§ **What to work on**
Reproduce all the material exactly, minus any pictures it holds.

§ **Supplied information**
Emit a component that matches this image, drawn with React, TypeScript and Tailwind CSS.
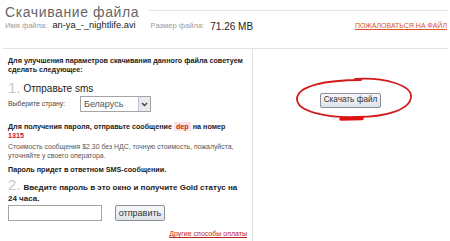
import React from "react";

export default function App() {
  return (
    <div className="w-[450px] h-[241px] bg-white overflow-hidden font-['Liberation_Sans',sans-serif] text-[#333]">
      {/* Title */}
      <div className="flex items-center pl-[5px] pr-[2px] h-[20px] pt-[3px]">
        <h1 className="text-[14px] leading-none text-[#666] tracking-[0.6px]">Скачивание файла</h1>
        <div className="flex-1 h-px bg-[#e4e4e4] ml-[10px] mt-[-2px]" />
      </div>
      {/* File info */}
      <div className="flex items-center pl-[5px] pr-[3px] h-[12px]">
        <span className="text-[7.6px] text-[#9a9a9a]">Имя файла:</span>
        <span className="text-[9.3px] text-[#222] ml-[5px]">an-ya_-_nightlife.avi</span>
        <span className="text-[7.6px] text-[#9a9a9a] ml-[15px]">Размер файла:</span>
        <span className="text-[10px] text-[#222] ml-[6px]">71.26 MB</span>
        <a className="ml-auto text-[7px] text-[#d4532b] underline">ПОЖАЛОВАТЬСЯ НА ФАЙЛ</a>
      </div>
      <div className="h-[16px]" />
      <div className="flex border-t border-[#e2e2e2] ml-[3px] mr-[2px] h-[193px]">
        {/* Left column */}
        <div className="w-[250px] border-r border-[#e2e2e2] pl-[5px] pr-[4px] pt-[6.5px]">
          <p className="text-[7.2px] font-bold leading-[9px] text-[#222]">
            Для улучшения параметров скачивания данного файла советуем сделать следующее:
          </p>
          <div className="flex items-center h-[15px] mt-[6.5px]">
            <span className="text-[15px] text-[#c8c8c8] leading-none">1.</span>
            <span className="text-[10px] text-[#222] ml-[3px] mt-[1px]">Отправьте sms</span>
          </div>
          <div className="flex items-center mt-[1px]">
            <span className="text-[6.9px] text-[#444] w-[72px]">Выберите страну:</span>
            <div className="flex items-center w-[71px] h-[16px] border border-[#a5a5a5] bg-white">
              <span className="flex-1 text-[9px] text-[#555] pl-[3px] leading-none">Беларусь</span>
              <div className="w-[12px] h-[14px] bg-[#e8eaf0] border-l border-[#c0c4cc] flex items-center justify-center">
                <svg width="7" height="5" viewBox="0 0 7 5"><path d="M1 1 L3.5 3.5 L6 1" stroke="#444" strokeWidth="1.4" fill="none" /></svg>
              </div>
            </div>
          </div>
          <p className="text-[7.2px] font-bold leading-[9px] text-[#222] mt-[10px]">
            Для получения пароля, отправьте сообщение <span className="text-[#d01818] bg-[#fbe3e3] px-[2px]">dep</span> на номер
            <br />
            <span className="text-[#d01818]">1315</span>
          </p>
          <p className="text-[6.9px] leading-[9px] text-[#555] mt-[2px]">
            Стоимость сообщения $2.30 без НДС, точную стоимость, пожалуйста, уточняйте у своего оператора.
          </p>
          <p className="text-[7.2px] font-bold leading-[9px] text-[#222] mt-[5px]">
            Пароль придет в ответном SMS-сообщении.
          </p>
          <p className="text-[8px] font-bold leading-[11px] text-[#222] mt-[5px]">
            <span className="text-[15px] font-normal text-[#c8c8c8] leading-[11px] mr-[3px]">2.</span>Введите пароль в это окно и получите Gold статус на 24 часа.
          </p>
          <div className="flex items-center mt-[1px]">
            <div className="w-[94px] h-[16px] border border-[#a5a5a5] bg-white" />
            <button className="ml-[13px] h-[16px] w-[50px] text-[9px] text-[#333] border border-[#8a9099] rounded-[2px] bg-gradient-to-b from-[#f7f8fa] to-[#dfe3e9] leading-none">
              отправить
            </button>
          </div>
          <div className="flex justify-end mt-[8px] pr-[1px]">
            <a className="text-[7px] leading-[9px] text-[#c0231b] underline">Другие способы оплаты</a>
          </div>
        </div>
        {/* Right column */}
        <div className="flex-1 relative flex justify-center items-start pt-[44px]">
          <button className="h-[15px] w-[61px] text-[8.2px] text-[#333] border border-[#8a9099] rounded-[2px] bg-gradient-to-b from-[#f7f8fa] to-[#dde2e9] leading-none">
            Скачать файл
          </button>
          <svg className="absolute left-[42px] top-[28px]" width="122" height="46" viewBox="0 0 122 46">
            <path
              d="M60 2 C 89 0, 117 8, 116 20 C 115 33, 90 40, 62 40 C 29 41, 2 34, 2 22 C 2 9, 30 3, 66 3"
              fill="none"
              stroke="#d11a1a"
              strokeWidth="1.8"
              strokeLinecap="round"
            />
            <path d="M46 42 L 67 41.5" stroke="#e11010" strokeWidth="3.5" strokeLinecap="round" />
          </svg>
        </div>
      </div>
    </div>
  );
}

§ **Result**
Emit a component that matches this image, drawn with React, TypeScript and Tailwind CSS.
import React from "react";

export default function App() {
  return (
    <div className="w-[450px] h-[241px] bg-white overflow-hidden font-['Liberation_Sans',sans-serif] text-[#333]">
      {/* Title */}
      <div className="flex items-center pl-[5px] pr-[2px] h-[20px] pt-[3px]">
        <h1 className="text-[14px] leading-none text-[#666] tracking-[0.6px]">Скачивание файла</h1>
        <div className="flex-1 h-px bg-[#e4e4e4] ml-[10px] mt-[-2px]" />
      </div>
      {/* File info */}
      <div className="flex items-center pl-[5px] pr-[3px] h-[12px]">
        <span className="text-[7.6px] text-[#9a9a9a]">Имя файла:</span>
        <span className="text-[9.3px] text-[#222] ml-[5px]">an-ya_-_nightlife.avi</span>
        <span className="text-[7.6px] text-[#9a9a9a] ml-[15px]">Размер файла:</span>
        <span className="text-[10px] text-[#222] ml-[6px]">71.26 MB</span>
        <a className="ml-auto text-[7px] text-[#d4532b] underline">ПОЖАЛОВАТЬСЯ НА ФАЙЛ</a>
      </div>
      <div className="h-[16px]" />
      <div className="flex border-t border-[#e2e2e2] ml-[3px] mr-[2px] h-[193px]">
        {/* Left column */}
        <div className="w-[250px] border-r border-[#e2e2e2] pl-[5px] pr-[4px] pt-[6.5px]">
          <p className="text-[7.2px] font-bold leading-[9px] text-[#222]">
            Для улучшения параметров скачивания данного файла советуем сделать следующее:
          </p>
          <div className="flex items-center h-[15px] mt-[6.5px]">
            <span className="text-[15px] text-[#c8c8c8] leading-none">1.</span>
            <span className="text-[10px] text-[#222] ml-[3px] mt-[1px]">Отправьте sms</span>
          </div>
          <div className="flex items-center mt-[1px]">
            <span className="text-[6.9px] text-[#444] w-[72px]">Выберите страну:</span>
            <div className="flex items-center w-[71px] h-[16px] border border-[#a5a5a5] bg-white">
              <span className="flex-1 text-[9px] text-[#555] pl-[3px] leading-none">Беларусь</span>
              <div className="w-[12px] h-[14px] bg-[#e8eaf0] border-l border-[#c0c4cc] flex items-center justify-center">
                <svg width="7" height="5" viewBox="0 0 7 5"><path d="M1 1 L3.5 3.5 L6 1" stroke="#444" strokeWidth="1.4" fill="none" /></svg>
              </div>
            </div>
          </div>
          <p className="text-[7.2px] font-bold leading-[9px] text-[#222] mt-[10px]">
            Для получения пароля, отправьте сообщение <span className="text-[#d01818] bg-[#fbe3e3] px-[2px]">dep</span> на номер
            <br />
            <span className="text-[#d01818]">1315</span>
          </p>
          <p className="text-[6.9px] leading-[9px] text-[#555] mt-[2px]">
            Стоимость сообщения $2.30 без НДС, точную стоимость, пожалуйста, уточняйте у своего оператора.
          </p>
          <p className="text-[7.2px] font-bold leading-[9px] text-[#222] mt-[5px]">
            Пароль придет в ответном SMS-сообщении.
          </p>
          <p className="text-[8px] font-bold leading-[11px] text-[#222] mt-[5px]">
            <span className="text-[15px] font-normal text-[#c8c8c8] leading-[11px] mr-[3px]">2.</span>Введите пароль в это окно и получите Gold статус на 24 часа.
          </p>
          <div className="flex items-center mt-[1px]">
            <div className="w-[94px] h-[16px] border border-[#a5a5a5] bg-white" />
            <button className="ml-[13px] h-[16px] w-[50px] text-[9px] text-[#333] border border-[#8a9099] rounded-[2px] bg-gradient-to-b from-[#f7f8fa] to-[#dfe3e9] leading-none">
              отправить
            </button>
          </div>
          <div className="flex justify-end mt-[8px] pr-[1px]">
            <a className="text-[7px] leading-[9px] text-[#c0231b] underline">Другие способы оплаты</a>
          </div>
        </div>
        {/* Right column */}
        <div className="flex-1 relative flex justify-center items-start pt-[44px]">
          <button className="h-[15px] w-[61px] text-[8.2px] text-[#333] border border-[#8a9099] rounded-[2px] bg-gradient-to-b from-[#f7f8fa] to-[#dde2e9] leading-none">
            Скачать файл
          </button>
          <svg className="absolute left-[42px] top-[28px]" width="122" height="46" viewBox="0 0 122 46">
            <path
              d="M60 2 C 89 0, 117 8, 116 20 C 115 33, 90 40, 62 40 C 29 41, 2 34, 2 22 C 2 9, 30 3, 66 3"
              fill="none"
              stroke="#d11a1a"
              strokeWidth="1.8"
              strokeLinecap="round"
            />
            <path d="M46 42 L 67 41.5" stroke="#e11010" strokeWidth="3.5" strokeLinecap="round" />
          </svg>
        </div>
      </div>
    </div>
  );
}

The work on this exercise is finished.